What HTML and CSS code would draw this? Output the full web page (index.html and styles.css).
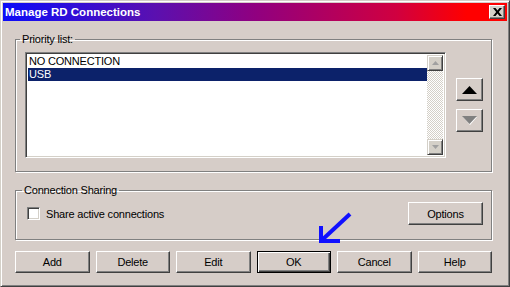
FILE: index.html
```html
<!DOCTYPE html>
<html>
<head>
<meta charset="utf-8">
<link rel="stylesheet" href="styles.css">
</head>
<body>
<div class="window">
  <div class="titlebar">
    <span class="title">Manage RD Connections</span>
    <span class="close"><svg width="9" height="8" viewBox="0 0 9 8"><path d="M0 0h2.5L4.5 2.5 6.5 0H9L5.8 4 9 8H6.5L4.5 5.5 2.5 8H0l3.2-4z" fill="#000"/></svg></span>
  </div>
  <div class="client">
    <fieldset class="group priority">
      <legend>Priority list:</legend>
      <div class="prio-row">
        <div class="listbox">
          <ul class="items">
            <li>NO CONNECTION</li>
            <li class="sel">USB</li>
          </ul>
          <div class="vscroll">
            <span class="sbtn"><svg width="7" height="4" viewBox="0 0 7 4"><path d="M3.5 0L7 4H0z" fill="#a0a0a0"/></svg></span>
            <span class="track"></span>
            <span class="sbtn"><svg width="7" height="4" viewBox="0 0 7 4"><path d="M0 0h7L3.5 4z" fill="#a0a0a0"/></svg></span>
          </div>
        </div>
        <div class="move-btns">
          <span class="mbtn"><svg width="15" height="8" viewBox="0 0 15 8"><path d="M7.5 0L15 8H0z" fill="#000"/></svg></span>
          <span class="mbtn"><svg width="16" height="9" viewBox="0 0 16 9"><path d="M1 1h14L8 9z" fill="#fff"/><path d="M0 0h15L7.5 8z" fill="#808080"/></svg></span>
        </div>
      </div>
    </fieldset>
    <fieldset class="group sharing">
      <legend>Connection Sharing</legend>
      <div class="share-row">
        <label class="check"><span class="box"></span>Share active connections</label>
        <span class="btn options">Options</span>
      </div>
    </fieldset>
    <div class="actions">
      <span class="btn">Add</span>
      <span class="btn">Delete</span>
      <span class="btn">Edit</span>
      <span class="btn default">OK</span>
      <span class="btn">Cancel</span>
      <span class="btn">Help</span>
    </div>
  </div>
  <svg class="annot" width="510" height="287" viewBox="0 0 510 287">
    <path d="M350 214L322 240" stroke="#1010ff" stroke-width="4" fill="none"/>
    <path d="M321 226V241H340" stroke="#1010ff" stroke-width="4" fill="none"/>
  </svg>
</div>
</body>
</html>
```
FILE: styles.css
```css
* { box-sizing: border-box; }
html, body { margin: 0; padding: 0; }
body {
  font-family: "Liberation Sans", Arial, sans-serif;
  font-size: 11px;
  letter-spacing: -0.2px;
  color: #000;
  background: #d6cdc8;
}
.window {
  position: relative;
  width: 510px;
  height: 287px;
  background: #d6cdc8;
  border: 1px solid;
  border-color: #d4d0c8 #404040 #404040 #d4d0c8;
  box-shadow: inset 1px 1px 0 #fff, inset -1px -1px 0 #808080;
  padding: 2px;
  display: flex;
  flex-direction: column;
}
.titlebar {
  height: 18px;
  background: linear-gradient(to right, #0c0cf8 0%, #5a10b0 30%, #900080 50%, #d00040 78%, #ff0000 92%, #ff0000 100%);
  display: flex;
  align-items: center;
  justify-content: space-between;
  padding: 0 2px 0 2px;
}
.title {
  color: #fff;
  font-weight: bold;
  font-size: 11.5px;
  font-family: "Liberation Sans", Arial, sans-serif;
  letter-spacing: 0;
  padding-left: 0;
}
.close {
  width: 16px;
  height: 14px;
  background: #d4d0c8;
  border: 1px solid;
  border-color: #fff #404040 #404040 #fff;
  box-shadow: inset -1px -1px 0 #808080;
  display: flex;
  align-items: center;
  justify-content: center;
}
.client {
  flex: 1;
  padding: 0 15px 0 12px;
  display: flex;
  flex-direction: column;
}
.group {
  margin: 0;
  border: 1px solid #808080;
  box-shadow: inset 1px 1px 0 #fff, 1px 1px 0 #fff;
  padding: 0;
  min-width: 0;
}
.group legend {
  padding: 0 2px;
  margin-left: -5px;
  line-height: 13px;
}
.priority {
  margin-top: 12px;
  height: 139px;
  padding: 6px 0 0 9px;
}
.prio-row {
  display: flex;
  align-items: flex-start;
}
.listbox {
  width: 421px;
  height: 106px;
  background: #fff;
  border: 1px solid;
  border-color: #808080 #fff #fff #808080;
  box-shadow: inset 1px 1px 0 #404040, inset -1px -1px 0 #d4d0c8;
  padding: 2px;
  display: flex;
}
.items {
  list-style: none;
  margin: 0;
  padding: 0;
  flex: 1;
}
.items li {
  height: 13px;
  line-height: 13px;
  padding-left: 1px;
}
.items li.sel {
  background: #0c226a;
  color: #fff;
}
.vscroll {
  width: 16px;
  display: flex;
  flex-direction: column;
}
.sbtn {
  width: 16px;
  height: 16px;
  background: #d4d0c8;
  border: 1px solid;
  border-color: #d4d0c8 #404040 #404040 #d4d0c8;
  box-shadow: inset 1px 1px 0 #fff, inset -1px -1px 0 #808080;
  display: flex;
  align-items: center;
  justify-content: center;
}
.track {
  flex: 1;
  background: repeating-conic-gradient(#fff 0 25%, #d4d0c8 0 50%) 0 0 / 2px 2px;
}
.move-btns {
  margin-left: 10px;
  margin-top: 26px;
  display: flex;
  flex-direction: column;
  gap: 8px;
}
.mbtn {
  width: 27px;
  height: 23px;
  background: #d6cdc8;
  border: 1px solid;
  border-color: #fff #404040 #404040 #fff;
  box-shadow: inset -1px -1px 0 #808080;
  display: flex;
  align-items: center;
  justify-content: center;
}
.sharing {
  margin-top: 12px;
  height: 56px;
  padding: 0 8px 0 11px;
}
.share-row {
  display: flex;
  align-items: center;
  justify-content: space-between;
  margin-top: 5px;
}
.check {
  display: flex;
  align-items: center;
  gap: 6px;
}
.box {
  width: 13px;
  height: 13px;
  background: #fff;
  border: 1px solid;
  border-color: #808080 #fff #fff #808080;
  box-shadow: inset 1px 1px 0 #404040, inset -1px -1px 0 #d4d0c8;
}
.btn {
  width: 75px;
  height: 22px;
  background: #d6cdc8;
  border: 1px solid;
  border-color: #fff #404040 #404040 #fff;
  box-shadow: inset -1px -1px 0 #808080;
  display: flex;
  align-items: center;
  justify-content: center;
}
.btn.options {
  height: 23px;
}
.btn.default {
  border: 1px solid #000;
  box-shadow: inset 1px 1px 0 #fff, inset -1px -1px 0 #404040, inset -2px -2px 0 #808080;
}
.actions {
  margin-top: 11px;
  display: flex;
  gap: 6px;
}
.annot {
  position: absolute;
  left: -1px;
  top: -1px;
  pointer-events: none;
}
```
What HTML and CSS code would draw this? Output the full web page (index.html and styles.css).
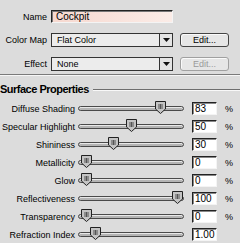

Requirements
Every entry must be reproduced exactly, with the images left out.

Written answer
What HTML and CSS code would draw this? Output the full web page (index.html and styles.css).
FILE: index.html
```html
<!DOCTYPE html>
<html>
<head>
<meta charset="utf-8">
<link rel="stylesheet" href="styles.css">
</head>
<body>
<div class="window">
  <div class="titlebar">
    <span class="title">Manage RD Connections</span>
    <span class="close"><svg width="9" height="8" viewBox="0 0 9 8"><path d="M0 0h2.5L4.5 2.5 6.5 0H9L5.8 4 9 8H6.5L4.5 5.5 2.5 8H0l3.2-4z" fill="#000"/></svg></span>
  </div>
  <div class="client">
    <fieldset class="group priority">
      <legend>Priority list:</legend>
      <div class="prio-row">
        <div class="listbox">
          <ul class="items">
            <li>NO CONNECTION</li>
            <li class="sel">USB</li>
          </ul>
          <div class="vscroll">
            <span class="sbtn"><svg width="7" height="4" viewBox="0 0 7 4"><path d="M3.5 0L7 4H0z" fill="#a0a0a0"/></svg></span>
            <span class="track"></span>
            <span class="sbtn"><svg width="7" height="4" viewBox="0 0 7 4"><path d="M0 0h7L3.5 4z" fill="#a0a0a0"/></svg></span>
          </div>
        </div>
        <div class="move-btns">
          <span class="mbtn"><svg width="15" height="8" viewBox="0 0 15 8"><path d="M7.5 0L15 8H0z" fill="#000"/></svg></span>
          <span class="mbtn"><svg width="16" height="9" viewBox="0 0 16 9"><path d="M1 1h14L8 9z" fill="#fff"/><path d="M0 0h15L7.5 8z" fill="#808080"/></svg></span>
        </div>
      </div>
    </fieldset>
    <fieldset class="group sharing">
      <legend>Connection Sharing</legend>
      <div class="share-row">
        <label class="check"><span class="box"></span>Share active connections</label>
        <span class="btn options">Options</span>
      </div>
    </fieldset>
    <div class="actions">
      <span class="btn">Add</span>
      <span class="btn">Delete</span>
      <span class="btn">Edit</span>
      <span class="btn default">OK</span>
      <span class="btn">Cancel</span>
      <span class="btn">Help</span>
    </div>
  </div>
  <svg class="annot" width="510" height="287" viewBox="0 0 510 287">
    <path d="M350 214L322 240" stroke="#1010ff" stroke-width="4" fill="none"/>
    <path d="M321 226V241H340" stroke="#1010ff" stroke-width="4" fill="none"/>
  </svg>
</div>
</body>
</html>
```
FILE: styles.css
```css
* { box-sizing: border-box; }
html, body { margin: 0; padding: 0; }
body {
  font-family: "Liberation Sans", Arial, sans-serif;
  font-size: 11px;
  letter-spacing: -0.2px;
  color: #000;
  background: #d6cdc8;
}
.window {
  position: relative;
  width: 510px;
  height: 287px;
  background: #d6cdc8;
  border: 1px solid;
  border-color: #d4d0c8 #404040 #404040 #d4d0c8;
  box-shadow: inset 1px 1px 0 #fff, inset -1px -1px 0 #808080;
  padding: 2px;
  display: flex;
  flex-direction: column;
}
.titlebar {
  height: 18px;
  background: linear-gradient(to right, #0c0cf8 0%, #5a10b0 30%, #900080 50%, #d00040 78%, #ff0000 92%, #ff0000 100%);
  display: flex;
  align-items: center;
  justify-content: space-between;
  padding: 0 2px 0 2px;
}
.title {
  color: #fff;
  font-weight: bold;
  font-size: 11.5px;
  font-family: "Liberation Sans", Arial, sans-serif;
  letter-spacing: 0;
  padding-left: 0;
}
.close {
  width: 16px;
  height: 14px;
  background: #d4d0c8;
  border: 1px solid;
  border-color: #fff #404040 #404040 #fff;
  box-shadow: inset -1px -1px 0 #808080;
  display: flex;
  align-items: center;
  justify-content: center;
}
.client {
  flex: 1;
  padding: 0 15px 0 12px;
  display: flex;
  flex-direction: column;
}
.group {
  margin: 0;
  border: 1px solid #808080;
  box-shadow: inset 1px 1px 0 #fff, 1px 1px 0 #fff;
  padding: 0;
  min-width: 0;
}
.group legend {
  padding: 0 2px;
  margin-left: -5px;
  line-height: 13px;
}
.priority {
  margin-top: 12px;
  height: 139px;
  padding: 6px 0 0 9px;
}
.prio-row {
  display: flex;
  align-items: flex-start;
}
.listbox {
  width: 421px;
  height: 106px;
  background: #fff;
  border: 1px solid;
  border-color: #808080 #fff #fff #808080;
  box-shadow: inset 1px 1px 0 #404040, inset -1px -1px 0 #d4d0c8;
  padding: 2px;
  display: flex;
}
.items {
  list-style: none;
  margin: 0;
  padding: 0;
  flex: 1;
}
.items li {
  height: 13px;
  line-height: 13px;
  padding-left: 1px;
}
.items li.sel {
  background: #0c226a;
  color: #fff;
}
.vscroll {
  width: 16px;
  display: flex;
  flex-direction: column;
}
.sbtn {
  width: 16px;
  height: 16px;
  background: #d4d0c8;
  border: 1px solid;
  border-color: #d4d0c8 #404040 #404040 #d4d0c8;
  box-shadow: inset 1px 1px 0 #fff, inset -1px -1px 0 #808080;
  display: flex;
  align-items: center;
  justify-content: center;
}
.track {
  flex: 1;
  background: repeating-conic-gradient(#fff 0 25%, #d4d0c8 0 50%) 0 0 / 2px 2px;
}
.move-btns {
  margin-left: 10px;
  margin-top: 26px;
  display: flex;
  flex-direction: column;
  gap: 8px;
}
.mbtn {
  width: 27px;
  height: 23px;
  background: #d6cdc8;
  border: 1px solid;
  border-color: #fff #404040 #404040 #fff;
  box-shadow: inset -1px -1px 0 #808080;
  display: flex;
  align-items: center;
  justify-content: center;
}
.sharing {
  margin-top: 12px;
  height: 56px;
  padding: 0 8px 0 11px;
}
.share-row {
  display: flex;
  align-items: center;
  justify-content: space-between;
  margin-top: 5px;
}
.check {
  display: flex;
  align-items: center;
  gap: 6px;
}
.box {
  width: 13px;
  height: 13px;
  background: #fff;
  border: 1px solid;
  border-color: #808080 #fff #fff #808080;
  box-shadow: inset 1px 1px 0 #404040, inset -1px -1px 0 #d4d0c8;
}
.btn {
  width: 75px;
  height: 22px;
  background: #d6cdc8;
  border: 1px solid;
  border-color: #fff #404040 #404040 #fff;
  box-shadow: inset -1px -1px 0 #808080;
  display: flex;
  align-items: center;
  justify-content: center;
}
.btn.options {
  height: 23px;
}
.btn.default {
  border: 1px solid #000;
  box-shadow: inset 1px 1px 0 #fff, inset -1px -1px 0 #404040, inset -2px -2px 0 #808080;
}
.actions {
  margin-top: 11px;
  display: flex;
  gap: 6px;
}
.annot {
  position: absolute;
  left: -1px;
  top: -1px;
  pointer-events: none;
}
```
What HTML and CSS code would draw this? Output the full web page (index.html and styles.css).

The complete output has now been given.